Sure, I still used Windows. I needed it for the dial-up connection I had at home over the summer and to play games (it always comes back to games, doesn’t it?). At the time, it was Windows NT 4.0 Workstation because I had (thought I had) higher computing demands than I could entrust to “consumer” Windows. Except…Microsoft changed the video driver architecture and the driver for my video card was buggy in such a way that some JPEGs loaded in Netscape Navigator could crash the whole OS. Gee, how good can Microsoft be if I can’t even load a JPEG without crashing Windows?

As time went on, I found myself trying avoid Windows more and more. My final semester of college, I don’t think I used Windows for more than 15 minutes total. Linux all the way!

But I Need a Paycheck

In the middle of my final semester of college, I accepted a job that used Windows everywhere - desktop and server. Some of my friends shrugged. Others sneered. I wasn’t _thrill_ed about feeding into the “Evil Microsoft Empire” but I needed to eat. As I wasn’t the best student, major companies like IBM and Red Hat weren’t exactly lining up to interview me on campus.

I begrudgingly used Windows at work. And I got pretty damn good at it. Within months, I was fixing major outstanding bugs in our ASP 2.0/VBScript apps and moved on to building new apps from scratch. But at home I was still running Linux all the time, holding on to that idealism. Until…it broke.

I had an distro upgrade go bad and decided I was over my Linux phase. Microsoft was still kind of “ick” but at the same time, I was done tinkering w/ my OS and just wanted something that was left in a 100% working state after the installation was finished.

OS/2 on the desktop was a flop so it was back to Windows. Windows 2000, then Windows XP fit the bill at home. And my employer was still all-Windows.

The next computer I bought for myself was a MacBook. I had been fascinated by macOS since seeing the first public preview of Mac OS X way back in early 2000. It was UNIX with a candy-coated shell!
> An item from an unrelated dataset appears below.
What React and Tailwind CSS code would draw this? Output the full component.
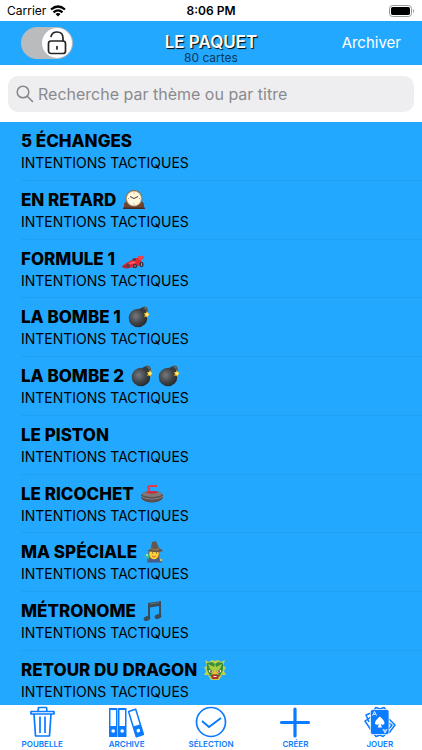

I installed Windows in a VM for the one or two pieces of software that I still needed that for, but I was going all-in on the Mac at home.

Did the Suits Take Over?

By then, Steve Ballmer’s version of Microsoft was in full effect. Vista finally happened, leading me to I question whether Microsoft could get anything right. Everything seemed to be built around “how can we make you a Windows customer, no matter how bad Windows may be?”

The Pendulum Swings

Microsoft’s OS group redeemed themselves with Windows 7. Hey, they can make a decent OS after all. Things started moving forward (let’s try to forget Windows 8 happened). Azure started spinning up, taking on Amazon.

More importantly, software releases became more frequent and more regular. Security improved, quality improved, and you could start seeing more influence from the engineering side of the company emerging. The business drivers started to take a backseat to delivering products to the people who influenced technical decisions. Build good products, and the business will follow.

The tipping point for me was when Satya Nadella took the reigns in 2014. Microsoft seemingly was returned to the engineers. Open Source was embraced and encouraged. Microsoft was even releasing things as Open Source without being asked about it! They moved their focus to “we want to host the platform you run your business on, regardless of the OS and toolkit - but here’s a whole bunch of awesome tools that you can build with if you want to.”

The Microsoft of today is not the company I grew up watching and fearing (that position is now jointly held by Google and Amazon). They’re building exciting, compelling products and driving the industry forward. It was a rough few years, but I have done a U-turn on Microsoft. While I’m dabbling in other environments because it’s the smart thing to do for my career, I’m still working primarily with Microsoft technologies and it’s a decision that’s served me well for over twenty years.